湖北の観音菩薩
江州伊香三十三所三十三番札所石道寺の十一面観音菩薩
(奥びわ湖観光連盟パンフレット写真)
石道寺は726年延法上人の開基で後、行基菩薩が堂宇を建てたが焼失。その後伝教大師十一面観音を祀り、己高山石道寺として栄えた。もとは己高山の中腹にあったお寺が、明治の時代に火災や山津波など打ち続く悲運にあい無住となったことから、大正になって里近くにお堂を作ってお厨子とともに移したものである。
光背は明治時代に作ったものであり、最近のお姿に右手の数珠は無い。石道の住民50戸が2人づつ交代で堂守しておられ、厨子は普段閉じているが、堂守のおばさんの鐘をならし合掌の後開けていただきお参りできる。
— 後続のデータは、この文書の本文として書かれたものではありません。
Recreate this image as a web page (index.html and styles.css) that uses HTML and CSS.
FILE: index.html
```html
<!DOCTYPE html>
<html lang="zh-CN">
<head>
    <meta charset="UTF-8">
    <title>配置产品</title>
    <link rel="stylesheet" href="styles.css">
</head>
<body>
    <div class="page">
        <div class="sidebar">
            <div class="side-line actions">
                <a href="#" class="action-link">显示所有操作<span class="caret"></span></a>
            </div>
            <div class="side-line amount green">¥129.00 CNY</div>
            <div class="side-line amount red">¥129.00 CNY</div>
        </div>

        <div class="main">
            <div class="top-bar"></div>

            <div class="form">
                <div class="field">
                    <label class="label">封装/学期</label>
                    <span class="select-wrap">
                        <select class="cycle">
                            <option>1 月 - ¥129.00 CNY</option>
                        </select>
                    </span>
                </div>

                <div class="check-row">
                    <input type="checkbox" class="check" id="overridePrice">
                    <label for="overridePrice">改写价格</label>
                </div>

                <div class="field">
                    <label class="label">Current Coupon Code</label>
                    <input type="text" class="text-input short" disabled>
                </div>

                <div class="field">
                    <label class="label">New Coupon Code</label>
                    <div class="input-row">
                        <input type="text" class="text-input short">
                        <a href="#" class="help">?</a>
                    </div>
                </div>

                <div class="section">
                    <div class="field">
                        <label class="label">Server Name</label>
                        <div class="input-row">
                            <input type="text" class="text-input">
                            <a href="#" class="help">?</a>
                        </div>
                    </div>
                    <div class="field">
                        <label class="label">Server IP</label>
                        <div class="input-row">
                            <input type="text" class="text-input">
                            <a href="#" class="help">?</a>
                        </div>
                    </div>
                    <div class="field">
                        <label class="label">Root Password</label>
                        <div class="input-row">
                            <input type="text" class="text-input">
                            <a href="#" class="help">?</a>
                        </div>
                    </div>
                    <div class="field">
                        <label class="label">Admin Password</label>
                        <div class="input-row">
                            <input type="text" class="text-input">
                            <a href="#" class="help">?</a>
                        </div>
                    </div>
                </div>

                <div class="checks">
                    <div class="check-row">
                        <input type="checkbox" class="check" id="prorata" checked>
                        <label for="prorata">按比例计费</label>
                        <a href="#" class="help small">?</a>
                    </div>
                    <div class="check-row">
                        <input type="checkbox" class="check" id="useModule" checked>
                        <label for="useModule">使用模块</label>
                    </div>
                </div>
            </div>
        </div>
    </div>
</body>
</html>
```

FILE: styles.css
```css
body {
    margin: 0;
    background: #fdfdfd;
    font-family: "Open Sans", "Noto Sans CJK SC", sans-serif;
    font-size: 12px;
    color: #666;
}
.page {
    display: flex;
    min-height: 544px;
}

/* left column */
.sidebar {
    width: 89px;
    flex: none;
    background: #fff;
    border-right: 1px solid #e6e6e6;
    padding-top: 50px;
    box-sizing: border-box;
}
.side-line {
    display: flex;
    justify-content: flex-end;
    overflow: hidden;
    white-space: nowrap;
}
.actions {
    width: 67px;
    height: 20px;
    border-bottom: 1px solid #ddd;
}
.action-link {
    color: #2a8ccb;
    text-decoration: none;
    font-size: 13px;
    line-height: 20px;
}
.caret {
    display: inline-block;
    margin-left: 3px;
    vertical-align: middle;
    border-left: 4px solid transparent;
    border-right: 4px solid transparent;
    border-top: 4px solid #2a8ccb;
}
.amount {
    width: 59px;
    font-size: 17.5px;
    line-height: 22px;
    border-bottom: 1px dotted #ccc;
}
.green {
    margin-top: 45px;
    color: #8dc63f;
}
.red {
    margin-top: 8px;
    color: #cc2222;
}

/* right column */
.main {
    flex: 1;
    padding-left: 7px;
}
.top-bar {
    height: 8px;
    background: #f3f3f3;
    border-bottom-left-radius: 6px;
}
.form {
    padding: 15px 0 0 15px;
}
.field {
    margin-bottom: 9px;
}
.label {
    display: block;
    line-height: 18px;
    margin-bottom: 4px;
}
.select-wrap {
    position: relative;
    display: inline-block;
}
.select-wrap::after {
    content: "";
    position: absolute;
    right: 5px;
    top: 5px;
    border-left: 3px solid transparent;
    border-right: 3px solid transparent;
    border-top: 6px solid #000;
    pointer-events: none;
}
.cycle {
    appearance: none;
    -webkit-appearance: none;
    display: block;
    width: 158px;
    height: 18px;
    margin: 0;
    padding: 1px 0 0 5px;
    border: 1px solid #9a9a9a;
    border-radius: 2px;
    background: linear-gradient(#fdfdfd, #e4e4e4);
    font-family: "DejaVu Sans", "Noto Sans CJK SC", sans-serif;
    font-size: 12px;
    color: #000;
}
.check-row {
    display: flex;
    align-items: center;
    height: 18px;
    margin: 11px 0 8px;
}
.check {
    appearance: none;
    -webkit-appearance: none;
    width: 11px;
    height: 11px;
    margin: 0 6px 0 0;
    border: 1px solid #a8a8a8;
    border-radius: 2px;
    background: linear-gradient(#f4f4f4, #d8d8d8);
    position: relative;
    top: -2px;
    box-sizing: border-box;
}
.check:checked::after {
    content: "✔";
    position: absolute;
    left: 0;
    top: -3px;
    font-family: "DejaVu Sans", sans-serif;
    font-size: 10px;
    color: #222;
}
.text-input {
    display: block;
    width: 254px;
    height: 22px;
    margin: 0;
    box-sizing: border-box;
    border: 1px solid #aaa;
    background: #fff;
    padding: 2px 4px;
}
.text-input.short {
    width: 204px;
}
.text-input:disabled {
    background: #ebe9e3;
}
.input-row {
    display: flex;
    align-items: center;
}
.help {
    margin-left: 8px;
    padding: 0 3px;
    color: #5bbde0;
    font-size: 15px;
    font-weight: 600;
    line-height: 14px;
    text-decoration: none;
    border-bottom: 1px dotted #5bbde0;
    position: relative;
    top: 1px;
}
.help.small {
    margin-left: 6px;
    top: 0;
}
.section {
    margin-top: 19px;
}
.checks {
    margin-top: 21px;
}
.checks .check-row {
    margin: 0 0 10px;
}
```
右足の少し前に出し、親指を少し上げ今にも歩き出さんとしておられるところは、鶏足寺の十一面観音菩薩と同じスタイルである。堂守のおばさんの説明では、おばさんのおじいさんがある夜、お告げを受けられ、この170センチ以上ある十一面観音を背中あわせに背負い里までおろされたとのと。
仏像を背負う時は背中あわせに背負うとのことです。この地方では背中あわせに背負うことを「仏さん負い(ほとけさんおい)」というとの事でした。